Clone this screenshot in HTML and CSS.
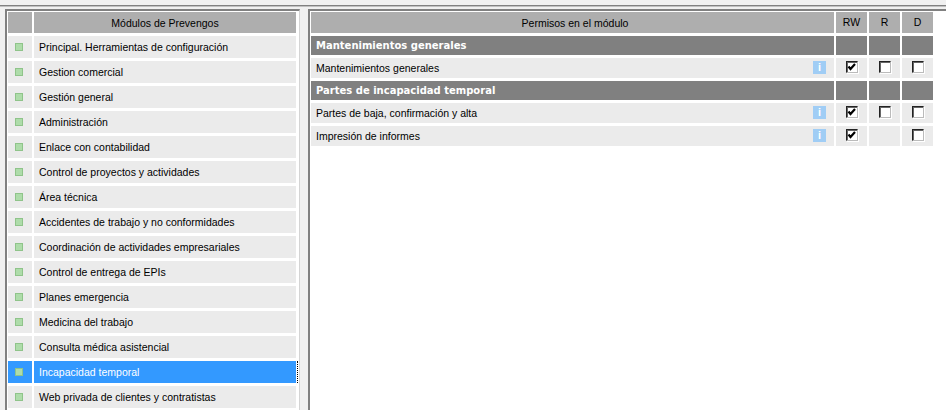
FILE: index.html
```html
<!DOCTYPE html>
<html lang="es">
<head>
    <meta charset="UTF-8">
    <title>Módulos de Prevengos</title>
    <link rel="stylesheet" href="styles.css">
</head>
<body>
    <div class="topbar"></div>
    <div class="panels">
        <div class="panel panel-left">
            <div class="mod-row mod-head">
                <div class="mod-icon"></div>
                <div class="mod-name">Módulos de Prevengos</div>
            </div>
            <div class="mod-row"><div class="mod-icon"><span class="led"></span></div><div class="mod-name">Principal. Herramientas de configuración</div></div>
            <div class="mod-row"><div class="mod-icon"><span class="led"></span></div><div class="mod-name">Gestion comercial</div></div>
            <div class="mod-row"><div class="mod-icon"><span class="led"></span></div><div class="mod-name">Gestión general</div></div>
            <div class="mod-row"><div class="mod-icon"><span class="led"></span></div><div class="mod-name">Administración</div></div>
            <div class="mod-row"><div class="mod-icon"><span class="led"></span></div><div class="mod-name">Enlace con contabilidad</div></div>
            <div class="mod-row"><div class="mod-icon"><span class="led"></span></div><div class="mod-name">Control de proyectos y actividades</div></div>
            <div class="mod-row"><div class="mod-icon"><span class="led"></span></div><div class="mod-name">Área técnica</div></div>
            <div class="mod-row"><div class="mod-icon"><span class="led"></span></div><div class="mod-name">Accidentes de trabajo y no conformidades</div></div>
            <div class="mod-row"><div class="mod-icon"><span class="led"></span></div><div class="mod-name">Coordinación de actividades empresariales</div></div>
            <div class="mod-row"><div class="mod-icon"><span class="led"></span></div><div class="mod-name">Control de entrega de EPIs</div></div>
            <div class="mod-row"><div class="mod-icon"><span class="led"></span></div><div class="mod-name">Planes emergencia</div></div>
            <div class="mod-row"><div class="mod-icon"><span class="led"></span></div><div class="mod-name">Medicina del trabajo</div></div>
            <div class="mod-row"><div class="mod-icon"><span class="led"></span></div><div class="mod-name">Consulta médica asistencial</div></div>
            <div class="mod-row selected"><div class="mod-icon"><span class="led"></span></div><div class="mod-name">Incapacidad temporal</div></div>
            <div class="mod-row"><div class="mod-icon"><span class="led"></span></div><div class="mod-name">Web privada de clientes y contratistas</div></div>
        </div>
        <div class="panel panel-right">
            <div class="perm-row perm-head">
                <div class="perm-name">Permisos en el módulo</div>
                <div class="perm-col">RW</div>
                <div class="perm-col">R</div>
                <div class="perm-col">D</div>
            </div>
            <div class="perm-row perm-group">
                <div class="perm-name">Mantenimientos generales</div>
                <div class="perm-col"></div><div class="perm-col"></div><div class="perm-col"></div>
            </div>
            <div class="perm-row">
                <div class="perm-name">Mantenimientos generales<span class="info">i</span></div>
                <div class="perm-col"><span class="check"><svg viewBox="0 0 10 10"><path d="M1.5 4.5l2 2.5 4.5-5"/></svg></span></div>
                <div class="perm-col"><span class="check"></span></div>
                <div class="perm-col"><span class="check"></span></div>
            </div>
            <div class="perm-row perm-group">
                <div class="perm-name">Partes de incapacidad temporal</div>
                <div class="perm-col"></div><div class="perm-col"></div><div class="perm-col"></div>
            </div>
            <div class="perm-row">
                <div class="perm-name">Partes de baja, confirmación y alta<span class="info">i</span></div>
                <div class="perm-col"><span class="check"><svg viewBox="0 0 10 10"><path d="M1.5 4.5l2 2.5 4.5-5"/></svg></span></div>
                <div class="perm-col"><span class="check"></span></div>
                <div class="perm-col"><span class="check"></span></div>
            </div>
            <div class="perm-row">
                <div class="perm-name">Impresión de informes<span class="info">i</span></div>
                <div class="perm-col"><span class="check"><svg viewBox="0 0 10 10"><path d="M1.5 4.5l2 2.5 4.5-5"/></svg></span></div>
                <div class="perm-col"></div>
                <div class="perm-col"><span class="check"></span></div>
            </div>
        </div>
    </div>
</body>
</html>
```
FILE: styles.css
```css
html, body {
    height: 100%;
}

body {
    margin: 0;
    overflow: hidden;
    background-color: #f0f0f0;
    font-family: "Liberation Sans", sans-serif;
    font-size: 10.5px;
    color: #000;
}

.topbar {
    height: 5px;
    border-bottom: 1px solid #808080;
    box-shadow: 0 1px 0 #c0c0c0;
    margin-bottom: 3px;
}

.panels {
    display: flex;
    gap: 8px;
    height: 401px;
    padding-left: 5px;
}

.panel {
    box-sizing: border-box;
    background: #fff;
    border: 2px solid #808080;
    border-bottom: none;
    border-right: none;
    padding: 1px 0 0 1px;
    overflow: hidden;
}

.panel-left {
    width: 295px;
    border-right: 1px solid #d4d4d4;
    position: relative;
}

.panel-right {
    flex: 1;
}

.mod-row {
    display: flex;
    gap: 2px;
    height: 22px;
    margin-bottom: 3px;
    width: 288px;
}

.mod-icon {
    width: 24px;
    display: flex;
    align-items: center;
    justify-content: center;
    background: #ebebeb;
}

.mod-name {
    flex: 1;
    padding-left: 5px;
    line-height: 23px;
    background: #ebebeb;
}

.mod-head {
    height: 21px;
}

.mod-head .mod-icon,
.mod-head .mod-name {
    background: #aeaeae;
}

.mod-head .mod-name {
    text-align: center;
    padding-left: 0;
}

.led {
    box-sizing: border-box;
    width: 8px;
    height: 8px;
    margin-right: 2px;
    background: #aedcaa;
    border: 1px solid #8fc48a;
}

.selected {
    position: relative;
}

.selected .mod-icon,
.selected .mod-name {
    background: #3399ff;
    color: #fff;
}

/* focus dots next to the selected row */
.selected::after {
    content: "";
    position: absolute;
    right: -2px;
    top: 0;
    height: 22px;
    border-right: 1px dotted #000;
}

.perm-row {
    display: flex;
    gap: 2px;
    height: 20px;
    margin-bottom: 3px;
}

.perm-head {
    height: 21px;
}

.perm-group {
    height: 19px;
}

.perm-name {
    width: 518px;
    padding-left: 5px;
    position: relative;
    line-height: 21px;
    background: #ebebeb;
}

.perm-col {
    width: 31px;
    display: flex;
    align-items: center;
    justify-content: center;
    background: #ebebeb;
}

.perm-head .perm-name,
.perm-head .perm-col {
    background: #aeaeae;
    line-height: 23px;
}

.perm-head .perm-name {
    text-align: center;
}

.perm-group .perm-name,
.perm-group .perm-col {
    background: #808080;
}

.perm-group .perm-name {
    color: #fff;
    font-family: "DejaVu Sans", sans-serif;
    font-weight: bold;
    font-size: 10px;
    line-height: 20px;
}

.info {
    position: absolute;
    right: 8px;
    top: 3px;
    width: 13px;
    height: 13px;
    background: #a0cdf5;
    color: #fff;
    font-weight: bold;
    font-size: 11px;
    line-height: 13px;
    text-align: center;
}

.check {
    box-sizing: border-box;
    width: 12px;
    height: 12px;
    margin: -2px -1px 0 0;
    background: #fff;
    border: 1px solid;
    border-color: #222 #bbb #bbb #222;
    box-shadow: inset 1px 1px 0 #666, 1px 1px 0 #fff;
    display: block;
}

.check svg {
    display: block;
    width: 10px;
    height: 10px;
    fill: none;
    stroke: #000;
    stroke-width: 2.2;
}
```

__Work to do__. Restate the data above exactly, stripping out each image.

__Completed task__.
Clone this screenshot in HTML and CSS.
FILE: index.html
```html
<!DOCTYPE html>
<html lang="es">
<head>
    <meta charset="UTF-8">
    <title>Módulos de Prevengos</title>
    <link rel="stylesheet" href="styles.css">
</head>
<body>
    <div class="topbar"></div>
    <div class="panels">
        <div class="panel panel-left">
            <div class="mod-row mod-head">
                <div class="mod-icon"></div>
                <div class="mod-name">Módulos de Prevengos</div>
            </div>
            <div class="mod-row"><div class="mod-icon"><span class="led"></span></div><div class="mod-name">Principal. Herramientas de configuración</div></div>
            <div class="mod-row"><div class="mod-icon"><span class="led"></span></div><div class="mod-name">Gestion comercial</div></div>
            <div class="mod-row"><div class="mod-icon"><span class="led"></span></div><div class="mod-name">Gestión general</div></div>
            <div class="mod-row"><div class="mod-icon"><span class="led"></span></div><div class="mod-name">Administración</div></div>
            <div class="mod-row"><div class="mod-icon"><span class="led"></span></div><div class="mod-name">Enlace con contabilidad</div></div>
            <div class="mod-row"><div class="mod-icon"><span class="led"></span></div><div class="mod-name">Control de proyectos y actividades</div></div>
            <div class="mod-row"><div class="mod-icon"><span class="led"></span></div><div class="mod-name">Área técnica</div></div>
            <div class="mod-row"><div class="mod-icon"><span class="led"></span></div><div class="mod-name">Accidentes de trabajo y no conformidades</div></div>
            <div class="mod-row"><div class="mod-icon"><span class="led"></span></div><div class="mod-name">Coordinación de actividades empresariales</div></div>
            <div class="mod-row"><div class="mod-icon"><span class="led"></span></div><div class="mod-name">Control de entrega de EPIs</div></div>
            <div class="mod-row"><div class="mod-icon"><span class="led"></span></div><div class="mod-name">Planes emergencia</div></div>
            <div class="mod-row"><div class="mod-icon"><span class="led"></span></div><div class="mod-name">Medicina del trabajo</div></div>
            <div class="mod-row"><div class="mod-icon"><span class="led"></span></div><div class="mod-name">Consulta médica asistencial</div></div>
            <div class="mod-row selected"><div class="mod-icon"><span class="led"></span></div><div class="mod-name">Incapacidad temporal</div></div>
            <div class="mod-row"><div class="mod-icon"><span class="led"></span></div><div class="mod-name">Web privada de clientes y contratistas</div></div>
        </div>
        <div class="panel panel-right">
            <div class="perm-row perm-head">
                <div class="perm-name">Permisos en el módulo</div>
                <div class="perm-col">RW</div>
                <div class="perm-col">R</div>
                <div class="perm-col">D</div>
            </div>
            <div class="perm-row perm-group">
                <div class="perm-name">Mantenimientos generales</div>
                <div class="perm-col"></div><div class="perm-col"></div><div class="perm-col"></div>
            </div>
            <div class="perm-row">
                <div class="perm-name">Mantenimientos generales<span class="info">i</span></div>
                <div class="perm-col"><span class="check"><svg viewBox="0 0 10 10"><path d="M1.5 4.5l2 2.5 4.5-5"/></svg></span></div>
                <div class="perm-col"><span class="check"></span></div>
                <div class="perm-col"><span class="check"></span></div>
            </div>
            <div class="perm-row perm-group">
                <div class="perm-name">Partes de incapacidad temporal</div>
                <div class="perm-col"></div><div class="perm-col"></div><div class="perm-col"></div>
            </div>
            <div class="perm-row">
                <div class="perm-name">Partes de baja, confirmación y alta<span class="info">i</span></div>
                <div class="perm-col"><span class="check"><svg viewBox="0 0 10 10"><path d="M1.5 4.5l2 2.5 4.5-5"/></svg></span></div>
                <div class="perm-col"><span class="check"></span></div>
                <div class="perm-col"><span class="check"></span></div>
            </div>
            <div class="perm-row">
                <div class="perm-name">Impresión de informes<span class="info">i</span></div>
                <div class="perm-col"><span class="check"><svg viewBox="0 0 10 10"><path d="M1.5 4.5l2 2.5 4.5-5"/></svg></span></div>
                <div class="perm-col"></div>
                <div class="perm-col"><span class="check"></span></div>
            </div>
        </div>
    </div>
</body>
</html>
```
FILE: styles.css
```css
html, body {
    height: 100%;
}

body {
    margin: 0;
    overflow: hidden;
    background-color: #f0f0f0;
    font-family: "Liberation Sans", sans-serif;
    font-size: 10.5px;
    color: #000;
}

.topbar {
    height: 5px;
    border-bottom: 1px solid #808080;
    box-shadow: 0 1px 0 #c0c0c0;
    margin-bottom: 3px;
}

.panels {
    display: flex;
    gap: 8px;
    height: 401px;
    padding-left: 5px;
}

.panel {
    box-sizing: border-box;
    background: #fff;
    border: 2px solid #808080;
    border-bottom: none;
    border-right: none;
    padding: 1px 0 0 1px;
    overflow: hidden;
}

.panel-left {
    width: 295px;
    border-right: 1px solid #d4d4d4;
    position: relative;
}

.panel-right {
    flex: 1;
}

.mod-row {
    display: flex;
    gap: 2px;
    height: 22px;
    margin-bottom: 3px;
    width: 288px;
}

.mod-icon {
    width: 24px;
    display: flex;
    align-items: center;
    justify-content: center;
    background: #ebebeb;
}

.mod-name {
    flex: 1;
    padding-left: 5px;
    line-height: 23px;
    background: #ebebeb;
}

.mod-head {
    height: 21px;
}

.mod-head .mod-icon,
.mod-head .mod-name {
    background: #aeaeae;
}

.mod-head .mod-name {
    text-align: center;
    padding-left: 0;
}

.led {
    box-sizing: border-box;
    width: 8px;
    height: 8px;
    margin-right: 2px;
    background: #aedcaa;
    border: 1px solid #8fc48a;
}

.selected {
    position: relative;
}

.selected .mod-icon,
.selected .mod-name {
    background: #3399ff;
    color: #fff;
}

/* focus dots next to the selected row */
.selected::after {
    content: "";
    position: absolute;
    right: -2px;
    top: 0;
    height: 22px;
    border-right: 1px dotted #000;
}

.perm-row {
    display: flex;
    gap: 2px;
    height: 20px;
    margin-bottom: 3px;
}

.perm-head {
    height: 21px;
}

.perm-group {
    height: 19px;
}

.perm-name {
    width: 518px;
    padding-left: 5px;
    position: relative;
    line-height: 21px;
    background: #ebebeb;
}

.perm-col {
    width: 31px;
    display: flex;
    align-items: center;
    justify-content: center;
    background: #ebebeb;
}

.perm-head .perm-name,
.perm-head .perm-col {
    background: #aeaeae;
    line-height: 23px;
}

.perm-head .perm-name {
    text-align: center;
}

.perm-group .perm-name,
.perm-group .perm-col {
    background: #808080;
}

.perm-group .perm-name {
    color: #fff;
    font-family: "DejaVu Sans", sans-serif;
    font-weight: bold;
    font-size: 10px;
    line-height: 20px;
}

.info {
    position: absolute;
    right: 8px;
    top: 3px;
    width: 13px;
    height: 13px;
    background: #a0cdf5;
    color: #fff;
    font-weight: bold;
    font-size: 11px;
    line-height: 13px;
    text-align: center;
}

.check {
    box-sizing: border-box;
    width: 12px;
    height: 12px;
    margin: -2px -1px 0 0;
    background: #fff;
    border: 1px solid;
    border-color: #222 #bbb #bbb #222;
    box-shadow: inset 1px 1px 0 #666, 1px 1px 0 #fff;
    display: block;
}

.check svg {
    display: block;
    width: 10px;
    height: 10px;
    fill: none;
    stroke: #000;
    stroke-width: 2.2;
}
```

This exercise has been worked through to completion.